To better understand this condition we will study the respiration rate and muscular activity in tube feet tissue. Starfish are able to move around because of tiny structures on their underside called tube feet. These organs of locomotion are an attractive tissue to study if one is interested in learning how Antarctic starfish function so well in the extreme cold.
Mitochondria are the subcellular organelles associated with aerobic respiration. An enzyme called citrate synthase plays an important role in what mitochondria do. This enzyme is a good indicator of how mitochondria are functioning and so it will also be studied.
Furthermore, it is important to know about the amount of protein contained in these tube feet compared to the amount of DNA. We can then tell if this measurement is different from what temperate region starfish have. Today I did a test run to try to measure the amount of protein in the tube feet of some starfish collected from McMurdo Sound. I found that there was more protein in this tissuse than my experiment was able to measure. Tomorrow I will make some adjustments and try again.

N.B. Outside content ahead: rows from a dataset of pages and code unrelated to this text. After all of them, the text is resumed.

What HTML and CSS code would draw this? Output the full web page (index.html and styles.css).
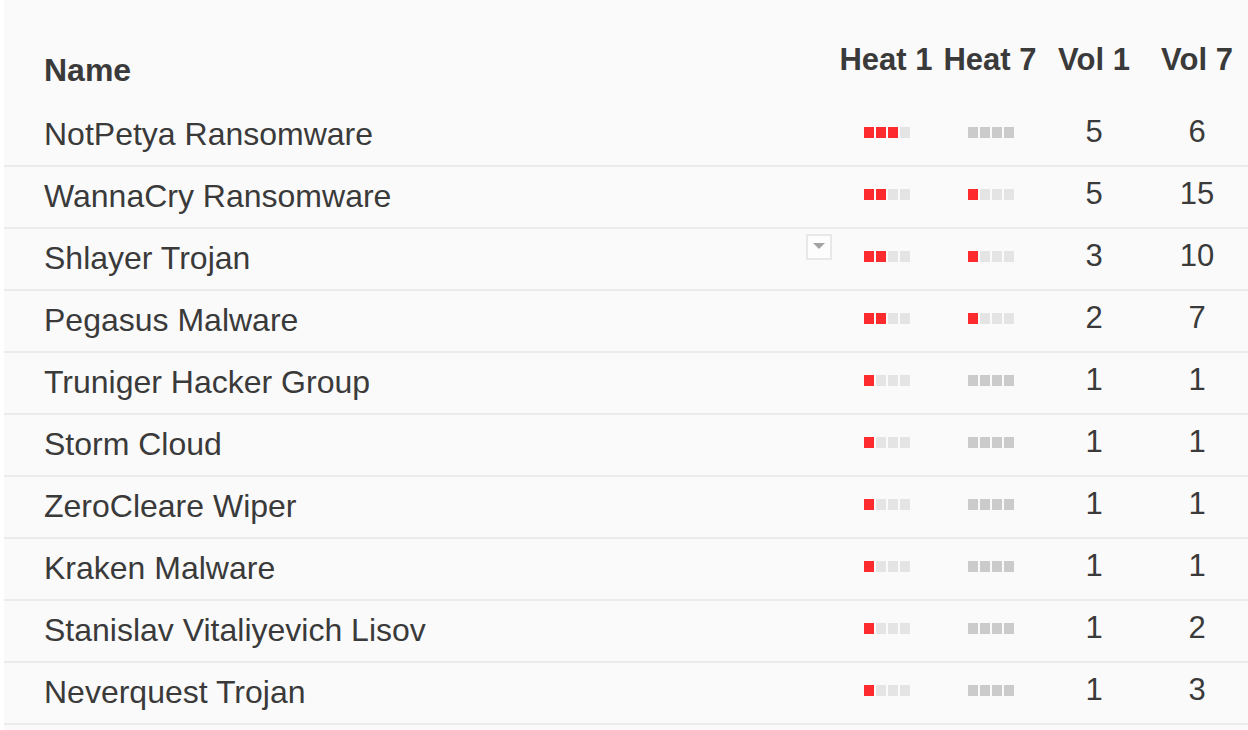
FILE: index.html
```html
<!DOCTYPE html>
<html>
<head>
<meta charset="utf-8">
<link rel="stylesheet" href="styles.css">
</head>
<body>
<div class="panel">
  <div class="row head">
    <div class="hname">Name</div>
    <div class="hcol">Heat 1</div>
    <div class="hcol">Heat 7</div>
    <div class="hcol">Vol 1</div>
    <div class="hcol">Vol 7</div>
  </div>

  <div class="row">
    <div class="name">NotPetya Ransomware</div>
    <div class="heat"><span class="sq on"></span><span class="sq on"></span><span class="sq on"></span><span class="sq"></span></div>
    <div class="heat zero"><span class="sq"></span><span class="sq"></span><span class="sq"></span><span class="sq"></span></div>
    <div class="num">5</div>
    <div class="num">6</div>
  </div>

  <div class="row">
    <div class="name">WannaCry Ransomware</div>
    <div class="heat"><span class="sq on"></span><span class="sq on"></span><span class="sq"></span><span class="sq"></span></div>
    <div class="heat"><span class="sq on"></span><span class="sq"></span><span class="sq"></span><span class="sq"></span></div>
    <div class="num">5</div>
    <div class="num">15</div>
  </div>

  <div class="row">
    <div class="name">Shlayer Trojan</div>
    <div class="heat"><span class="sq on"></span><span class="sq on"></span><span class="sq"></span><span class="sq"></span></div>
    <div class="heat"><span class="sq on"></span><span class="sq"></span><span class="sq"></span><span class="sq"></span></div>
    <div class="num">3</div>
    <div class="num">10</div>
    <div class="menu-btn"><span class="tri"></span></div>
  </div>

  <div class="row">
    <div class="name">Pegasus Malware</div>
    <div class="heat"><span class="sq on"></span><span class="sq on"></span><span class="sq"></span><span class="sq"></span></div>
    <div class="heat"><span class="sq on"></span><span class="sq"></span><span class="sq"></span><span class="sq"></span></div>
    <div class="num">2</div>
    <div class="num">7</div>
  </div>

  <div class="row">
    <div class="name">Truniger Hacker Group</div>
    <div class="heat"><span class="sq on"></span><span class="sq"></span><span class="sq"></span><span class="sq"></span></div>
    <div class="heat zero"><span class="sq"></span><span class="sq"></span><span class="sq"></span><span class="sq"></span></div>
    <div class="num">1</div>
    <div class="num">1</div>
  </div>

  <div class="row">
    <div class="name">Storm Cloud</div>
    <div class="heat"><span class="sq on"></span><span class="sq"></span><span class="sq"></span><span class="sq"></span></div>
    <div class="heat zero"><span class="sq"></span><span class="sq"></span><span class="sq"></span><span class="sq"></span></div>
    <div class="num">1</div>
    <div class="num">1</div>
  </div>

  <div class="row">
    <div class="name">ZeroCleare Wiper</div>
    <div class="heat"><span class="sq on"></span><span class="sq"></span><span class="sq"></span><span class="sq"></span></div>
    <div class="heat zero"><span class="sq"></span><span class="sq"></span><span class="sq"></span><span class="sq"></span></div>
    <div class="num">1</div>
    <div class="num">1</div>
  </div>

  <div class="row">
    <div class="name">Kraken Malware</div>
    <div class="heat"><span class="sq on"></span><span class="sq"></span><span class="sq"></span><span class="sq"></span></div>
    <div class="heat zero"><span class="sq"></span><span class="sq"></span><span class="sq"></span><span class="sq"></span></div>
    <div class="num">1</div>
    <div class="num">1</div>
  </div>

  <div class="row">
    <div class="name">Stanislav Vitaliyevich Lisov</div>
    <div class="heat"><span class="sq on"></span><span class="sq"></span><span class="sq"></span><span class="sq"></span></div>
    <div class="heat zero"><span class="sq"></span><span class="sq"></span><span class="sq"></span><span class="sq"></span></div>
    <div class="num">1</div>
    <div class="num">2</div>
  </div>

  <div class="row">
    <div class="name">Neverquest Trojan</div>
    <div class="heat"><span class="sq on"></span><span class="sq"></span><span class="sq"></span><span class="sq"></span></div>
    <div class="heat zero"><span class="sq"></span><span class="sq"></span><span class="sq"></span><span class="sq"></span></div>
    <div class="num">1</div>
    <div class="num">3</div>
  </div>
</div>
</body>
</html>
```

FILE: styles.css
```css
html, body {
  margin: 0;
  padding: 0;
  background: #ffffff;
}

body {
  font-family: "Liberation Sans", Arial, Helvetica, sans-serif;
  color: #3a3a3a;
}

.panel {
  margin-left: 4px;
  background: #fafafa;
  min-height: 730px;
}

.row {
  position: relative;
  display: grid;
  grid-template-columns: 1fr 104px 104px 104px 102px;
  height: 60px;
  border-bottom: 2px solid #ececec;
  font-size: 31px;
}

.row.head {
  height: 105px;
  border-bottom: none;
  font-weight: bold;
}

.hname {
  padding: 53px 0 0 40px;
  line-height: 35px;
  font-size: 32px;
}

.hcol {
  padding-top: 42px;
  line-height: 35px;
  text-align: center;
  white-space: nowrap;
}

.name {
  padding-left: 40px;
  font-size: 32px;
  line-height: 58px;
  white-space: nowrap;
}

.num {
  line-height: 54px;
  text-align: center;
}

.heat {
  display: flex;
  align-items: center;
  justify-content: center;
  gap: 2px;
  padding-bottom: 6px;
  padding-left: 2px;
}

.sq {
  width: 10px;
  height: 11px;
  background: #e4e4e4;
}

.sq.on {
  background: #fd2a2e;
}

.heat.zero .sq {
  background: #cbcbcb;
}

.menu-btn {
  position: absolute;
  left: 802px;
  top: 5px;
  width: 22px;
  height: 22px;
  border: 2px solid #e8e8e8;
  background: #fdfdfd;
  display: flex;
  align-items: center;
  justify-content: center;
}

.tri {
  width: 0;
  height: 0;
  border-left: 6px solid transparent;
  border-right: 6px solid transparent;
  border-top: 6px solid #a3a3a3;
  margin-top: -3px;
}
```
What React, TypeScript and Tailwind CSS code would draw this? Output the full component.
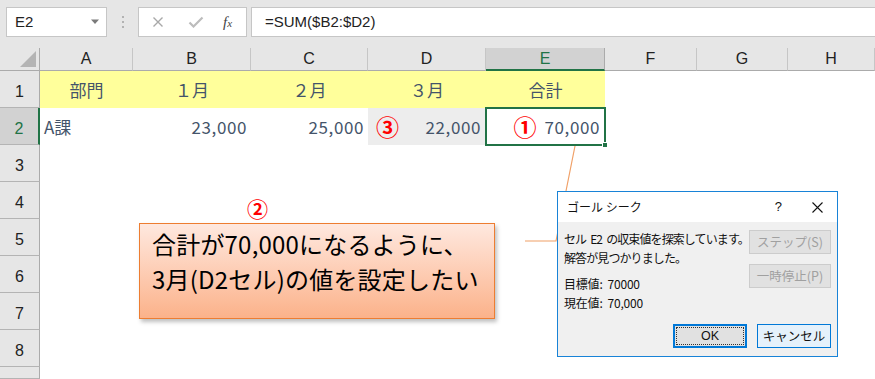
import React from "react";

const JP = { fontFamily: '"Noto Sans CJK JP", "Noto Sans", sans-serif' };
const LAT = { fontFamily: '"Liberation Sans", Arial, sans-serif' };

const colWidths = "grid-cols-[40px_93px_118px_117px_118px_119px_92px_91px_87px]";
const letters = ["A", "B", "C", "D", "E", "F", "G", "H"];

function RowHead({ n, selected, h = "h-[37px]" }: { n: number | string; selected?: boolean; h?: string }) {
  return (
    <div
      className={`${h} flex items-end justify-center pb-[3px] border-b border-[#b4b4b4] text-[16px] leading-none ${
        selected
          ? "bg-[#d2d2d2] border-r-2 border-r-[#217346] text-[#217346]"
          : "bg-[#e6e6e6] border-r border-r-[#ababab] text-[#222]"
      }`}
      style={LAT}
    >
      <span className="pb-[4px]">{n}</span>
    </div>
  );
}

export default function App() {
  return (
    <div className="relative w-[875px] h-[379px] overflow-hidden bg-white select-none">
      {/* formula bar */}
      <div className="h-[48px] bg-[#e6e6e6] flex items-start pt-[7px] pl-[6px]">
        <div className="w-[101px] h-[30px] bg-white border border-[#c6c6c6] flex items-center justify-between pl-[8px] pr-[6px]">
          <span className="text-[15px] text-[#222]" style={LAT}>E2</span>
          <svg width="10" height="6" viewBox="0 0 10 6"><path d="M1 0.5 L9 0.5 L5 5 Z" fill="#7a7a7a" /></svg>
        </div>
        <div className="w-[31px] h-[30px] flex items-center justify-center">
          <svg width="4" height="14" viewBox="0 0 4 14">
            <rect x="1" y="1" width="2" height="2" fill="#b2b2b2" />
            <rect x="1" y="6" width="2" height="2" fill="#b2b2b2" />
            <rect x="1" y="11" width="2" height="2" fill="#b2b2b2" />
          </svg>
        </div>
        <div className="w-[109px] h-[30px] bg-white border border-[#c6c6c6] flex items-center">
          <svg className="ml-[13px]" width="12" height="12" viewBox="0 0 12 12">
            <path d="M1.5 1.5 L10.5 10.5 M10.5 1.5 L1.5 10.5" stroke="#a8a8a8" strokeWidth="1.4" />
          </svg>
          <svg className="ml-[24px]" width="16" height="12" viewBox="0 0 16 12">
            <path d="M1.5 6.5 L5.5 10.5 L14.5 1.5" stroke="#bcbcbc" strokeWidth="2.2" fill="none" />
          </svg>
          <span className="ml-[19px] text-[15px] italic text-[#444]" style={{ fontFamily: '"Liberation Serif", serif' }}>
            f<span className="text-[11px]">x</span>
          </span>
        </div>
        <div className="ml-[4px] flex-1 h-[30px] bg-white border border-r-0 border-[#c6c6c6] flex items-center pl-[13px]">
          <span className="text-[15px] text-[#222]" style={LAT}>=SUM($B2:$D2)</span>
        </div>
      </div>

      {/* column headers */}
      <div className={`grid ${colWidths} h-[23px]`}>
        <div className="bg-[#e6e6e6] border-r border-b border-[#ababab] flex items-end justify-end pr-[3px] pb-[3px]">
          <svg width="16" height="16" viewBox="0 0 16 16"><path d="M16 0 L16 16 L0 16 Z" fill="#b4b4b4" /></svg>
        </div>
        {letters.map((l) => (
          <div
            key={l}
            className={`flex items-center justify-center text-[16px] leading-none ${
              l === "E"
                ? "bg-[#d2d2d2] border-b-2 border-b-[#217346] border-r border-r-[#ababab] text-[#217346]"
                : "bg-[#e6e6e6] border-b border-b-[#ababab] border-r border-r-[#c6c6c6] text-[#222]"
            }`}
            style={LAT}
          >
            {l}
          </div>
        ))}
      </div>

      {/* row 1 */}
      <div className={`grid ${colWidths}`}>
        <RowHead n={1} />
        {["部門", "１月", "２月", "３月", "合計"].map((t) => (
          <div key={t} className="h-[37px] bg-[#ffff9b] flex items-center justify-center text-[17px] text-[#44546a]" style={JP}>
            {t}
          </div>
        ))}
        <div />
        <div />
        <div />
      </div>

      {/* row 2 */}
      <div className={`grid ${colWidths}`}>
        <RowHead n={2} selected />
        <div className="h-[37px] flex items-center pl-[4px] text-[17px] text-[#44546a]" style={JP}>A課</div>
        <div className="h-[37px] flex items-center justify-end pr-[4px] text-[17px] text-[#44546a] tracking-[0.6px]" style={JP}>23,000</div>
        <div className="h-[37px] flex items-center justify-end pr-[4px] text-[17px] text-[#44546a] tracking-[0.6px]" style={JP}>25,000</div>
        <div className="h-[37px] bg-[#ededed] flex items-center justify-between pl-[8px] pr-[5px]" style={JP}>
          <span className="text-[23px] font-bold text-[#ff0000]">③</span>
          <span className="text-[17px] text-[#44546a] tracking-[0.6px]">22,000</span>
        </div>
        <div className="relative h-[37px] flex items-center justify-end pr-[5px]" style={JP}>
          <span className="text-[23px] font-bold text-[#ff0000] mr-[8px]">①</span>
          <span className="text-[17px] text-[#44546a] tracking-[0.6px]">70,000</span>
          <div className="absolute -top-[1px] -left-[1px] -right-[1px] -bottom-[1px] border-2 border-[#217346]" />
          <div className="absolute -right-[3px] -bottom-[3px] w-[6px] h-[6px] bg-[#217346] border border-white" />
        </div>
        <div />
        <div />
        <div />
      </div>

      {/* rows 3-9 */}
      {[3, 4, 5, 6, 7, 8].map((n) => (
        <div key={n} className={`grid ${colWidths}`}>
          <RowHead n={n} />
        </div>
      ))}
      <div className={`grid ${colWidths}`}>
        <RowHead n="" h="h-[12px]" />
      </div>

      {/* connector line */}
      <svg className="absolute left-0 top-0 pointer-events-none" width="875" height="379">
        <polyline points="575,146 556,241 525,241" fill="none" stroke="#f0a067" strokeWidth="1.2" />
      </svg>

      {/* ② */}
      <div className="absolute left-[247px] top-[198px] text-[21px] font-bold text-[#ff0000] leading-none" style={JP}>②</div>

      {/* callout */}
      <div
        className="absolute left-[139px] top-[223px] w-[356px] h-[96px] border border-[#ed7d31] bg-gradient-to-b from-[#fee8df] to-[#fbb28a] shadow-[2px_3px_4px_rgba(0,0,0,0.25)] pl-[12px] pt-[2px]"
        style={JP}
      >
        <div className="text-[24px] leading-[35px] text-[#000] tracking-[0.2px]">合計が70,000になるように、</div>
        <div className="text-[24px] leading-[35px] text-[#000] tracking-[0.2px]">3月(D2セル)の値を設定したい</div>
      </div>

      {/* dialog */}
      <div className="absolute left-[557px] top-[191px] w-[281px] h-[166px] border border-[#1883d7] bg-[#f0f0f0] flex flex-col" style={JP}>
        <div className="h-[30px] bg-white flex items-center pl-[9px] pr-[14px] text-[12px] text-[#111]">
          <span>ゴール シーク</span>
          <span className="ml-auto mr-[30px] text-[13px]" style={LAT}>?</span>
          <svg width="11" height="11" viewBox="0 0 11 11"><path d="M0.5 0.5 L10.5 10.5 M10.5 0.5 L0.5 10.5" stroke="#111" strokeWidth="1.1" /></svg>
        </div>
        <div className="relative flex-1 text-[12px] text-[#111]">
          <div className="absolute left-[6px] top-[7px] leading-[19px] tracking-[-0.9px] whitespace-nowrap">
            <div>セル<span className="ml-[4px]">E2</span><span className="ml-[4px]">の収束値を探索しています。</span></div>
            <div>解答が見つかりました。</div>
          </div>
          <div className="absolute left-[6px] top-[52px] leading-[19px] tracking-[-0.2px] whitespace-nowrap">
            <div>目標値:&nbsp;&nbsp;70000</div>
            <div>現在値:&nbsp;&nbsp;70,000</div>
          </div>
          <div className="absolute left-[191px] top-[8px] w-[82px] h-[24px] bg-[#e1e1e1] border border-[#cccccc] flex items-center justify-center text-[12.5px] text-[#a0a0a0]">ステップ(S)</div>
          <div className="absolute left-[191px] top-[42px] w-[82px] h-[24px] bg-[#e1e1e1] border border-[#cccccc] flex items-center justify-center text-[12.5px] text-[#a0a0a0]">一時停止(P)</div>
          <div className="absolute left-[115px] top-[102px] w-[74px] h-[24px] bg-[#e1e1e1] border-2 border-[#0078d7] flex items-center justify-center p-[1px]">
            <div className="w-full h-full border border-dotted border-[#333] flex items-center justify-center text-[12.5px]" style={LAT}>OK</div>
          </div>
          <div className="absolute left-[199px] top-[102px] w-[74px] h-[24px] bg-[#e5f1fb] border border-[#0078d7] flex items-center justify-center text-[12.5px]">キャンセル</div>
        </div>
      </div>
    </div>
  );
}
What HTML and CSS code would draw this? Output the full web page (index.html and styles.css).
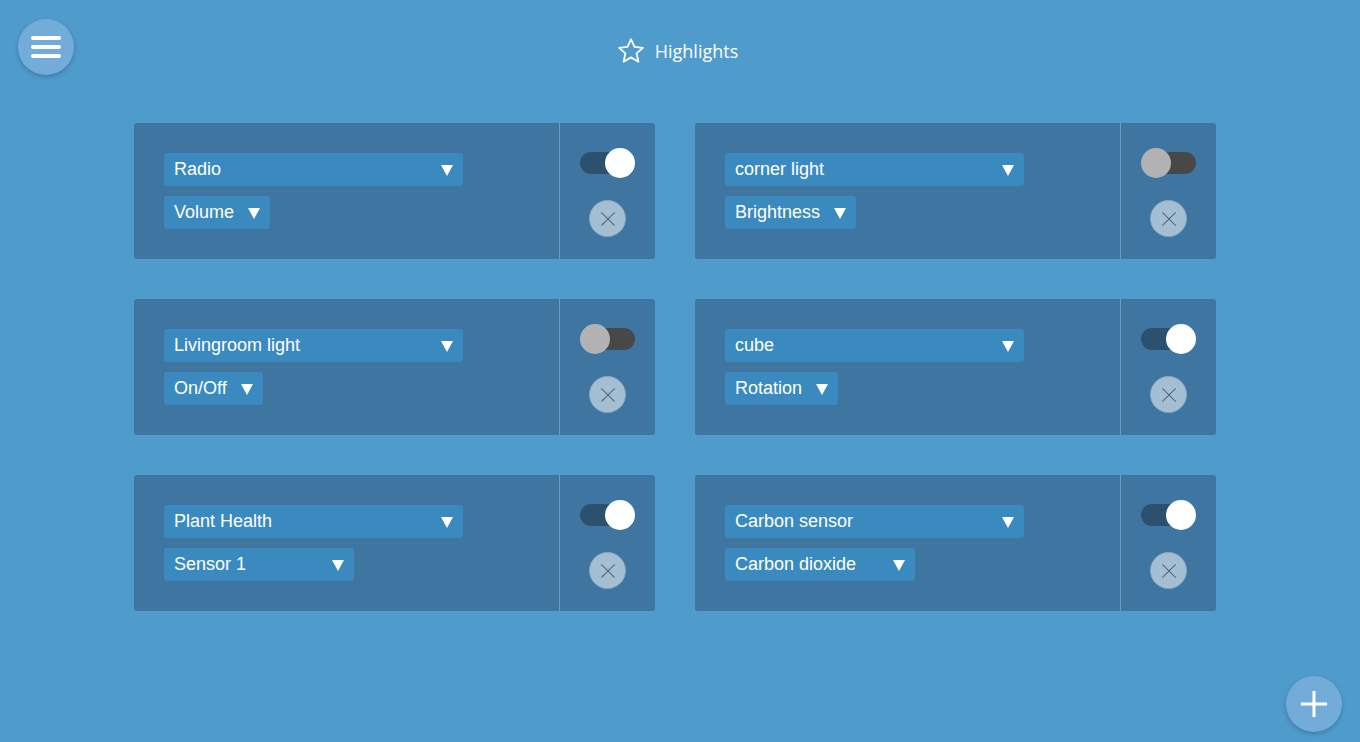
FILE: index.html
```html
<!DOCTYPE html>
<html lang="en">
<head>
    <meta charset="UTF-8">
    <meta name="viewport" content="width=device-width, initial-scale=1.0">
    <title>Highlights</title>
    <link rel="stylesheet" href="styles.css">
</head>
<body>
    <button class="fab menu-btn" aria-label="Menu">
        <span></span><span></span><span></span>
    </button>

    <header class="title">
        <svg class="star" width="28" height="28" viewBox="0 0 28 28">
            <path d="M14 2.2l3.5 7.7 8.4.9-6.3 5.6 1.8 8.3L14 20.4l-7.4 4.3 1.8-8.3-6.3-5.6 8.4-.9z" fill="none" stroke="#fff" stroke-width="1.8" stroke-linejoin="round"/>
        </svg>
        <span>Highlights</span>
    </header>

    <main class="grid">
        <div class="card">
            <div class="card-main">
                <div class="select wide"><span>Radio</span><i class="arrow"></i></div>
                <div class="select"><span>Volume</span><i class="arrow"></i></div>
            </div>
            <div class="card-side">
                <div class="toggle on"><b></b></div>
                <button class="remove" aria-label="Remove"></button>
            </div>
        </div>
        <div class="card">
            <div class="card-main">
                <div class="select wide"><span>corner light</span><i class="arrow"></i></div>
                <div class="select"><span>Brightness</span><i class="arrow"></i></div>
            </div>
            <div class="card-side">
                <div class="toggle"><b></b></div>
                <button class="remove" aria-label="Remove"></button>
            </div>
        </div>
        <div class="card">
            <div class="card-main">
                <div class="select wide"><span>Livingroom light</span><i class="arrow"></i></div>
                <div class="select"><span>On/Off</span><i class="arrow"></i></div>
            </div>
            <div class="card-side">
                <div class="toggle"><b></b></div>
                <button class="remove" aria-label="Remove"></button>
            </div>
        </div>
        <div class="card">
            <div class="card-main">
                <div class="select wide"><span>cube</span><i class="arrow"></i></div>
                <div class="select"><span>Rotation</span><i class="arrow"></i></div>
            </div>
            <div class="card-side">
                <div class="toggle on"><b></b></div>
                <button class="remove" aria-label="Remove"></button>
            </div>
        </div>
        <div class="card">
            <div class="card-main">
                <div class="select wide"><span>Plant Health</span><i class="arrow"></i></div>
                <div class="select mid"><span>Sensor 1</span><i class="arrow"></i></div>
            </div>
            <div class="card-side">
                <div class="toggle on"><b></b></div>
                <button class="remove" aria-label="Remove"></button>
            </div>
        </div>
        <div class="card">
            <div class="card-main">
                <div class="select wide"><span>Carbon sensor</span><i class="arrow"></i></div>
                <div class="select mid"><span>Carbon dioxide</span><i class="arrow"></i></div>
            </div>
            <div class="card-side">
                <div class="toggle on"><b></b></div>
                <button class="remove" aria-label="Remove"></button>
            </div>
        </div>
    </main>

    <button class="fab add-btn" aria-label="Add"></button>
</body>
</html>
```

FILE: styles.css
```css
body {
    margin: 0;
    height: 742px;
    overflow: hidden;
    background-color: #4e9bcc;
    font-family: "Liberation Sans", Arial, sans-serif;
    color: #fff;
}
.fab {
    position: absolute;
    width: 56px;
    height: 56px;
    border: none;
    border-radius: 50%;
    background-color: #73acd8;
    box-shadow: 0 2px 4px rgba(30, 70, 110, 0.35);
    padding: 0;
    cursor: pointer;
}
.menu-btn {
    left: 18px;
    top: 19px;
    display: flex;
    flex-direction: column;
    align-items: center;
    justify-content: center;
    gap: 5px;
}
.menu-btn span {
    display: block;
    width: 30px;
    height: 4px;
    border-radius: 2px;
    background-color: #fff;
}
.add-btn {
    left: 1286px;
    top: 676px;
}
.add-btn::before, .add-btn::after {
    content: "";
    position: absolute;
    left: 50%;
    top: 50%;
    background-color: #fff;
    transform: translate(-50%, -50%);
}
.add-btn::before {
    width: 26px;
    height: 3px;
}
.add-btn::after {
    width: 3px;
    height: 26px;
}
.title {
    display: flex;
    justify-content: center;
    align-items: center;
    gap: 10px;
    height: 28px;
    padding: 37px 5px 0 0;
    font-family: "Open Sans", sans-serif;
    font-size: 18px;
}
.grid {
    display: grid;
    grid-template-columns: 521px 521px;
    grid-auto-rows: 136px;
    gap: 40px;
    margin: 58px 0 0 134px;
}
.card {
    display: flex;
    background-color: #3e75a1;
    border-radius: 3px;
}
.card-main {
    width: 395px;
    padding: 30px 0 0 30px;
    border-right: 1px solid #6f9bc0;
    display: flex;
    flex-direction: column;
    align-items: flex-start;
    gap: 10px;
}
.card-side {
    flex: 1;
    display: flex;
    flex-direction: column;
    align-items: center;
    padding-top: 25px;
    gap: 22px;
}
.select {
    display: flex;
    align-items: center;
    justify-content: space-between;
    gap: 14px;
    height: 33px;
    padding: 0 10px;
    box-sizing: border-box;
    background-color: #3b8abf;
    border-radius: 3px;
    font-size: 18px;
}
.select.wide {
    width: 299px;
}
.select.mid {
    width: 190px;
}
.arrow {
    width: 0;
    height: 0;
    border-left: 6px solid transparent;
    border-right: 6px solid transparent;
    border-top: 11px solid #fff;
    margin-top: 1px;
}
.toggle {
    position: relative;
    width: 55px;
    height: 30px;
}
.toggle::before {
    content: "";
    position: absolute;
    left: 4px;
    right: 0;
    top: 4px;
    height: 22px;
    border-radius: 11px;
    background-color: #484848;
}
.toggle b {
    position: absolute;
    left: 0;
    top: 0;
    width: 30px;
    height: 30px;
    border-radius: 50%;
    background-color: #b2b2b2;
}
.toggle.on::before {
    left: 0;
    right: 4px;
    background-color: #2b516f;
}
.toggle.on b {
    left: auto;
    right: 0;
    background-color: #fff;
}
.remove {
    position: relative;
    width: 37px;
    height: 37px;
    padding: 0;
    border: 1px solid #8aa6be;
    border-radius: 50%;
    background-color: #a4bed3;
    cursor: pointer;
}
.remove::before, .remove::after {
    content: "";
    position: absolute;
    left: 50%;
    top: 50%;
    width: 19px;
    height: 1px;
    background-color: #4f6577;
    transform: translate(-50%, -50%) rotate(45deg);
}
.remove::after {
    transform: translate(-50%, -50%) rotate(-45deg);
}
```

These measurements and others will help us understand how starfish function when it is so darn cold.
Things to ponder:
One way to help understand the nature of this research would be to consider that you are in charge of organizing a race between a team of temperate zone starfish and a team of Antarctic starfish. How could you make it a fair race?
At what temperature would you run the race?
Would you change other things in the interest of fairness? What? Why?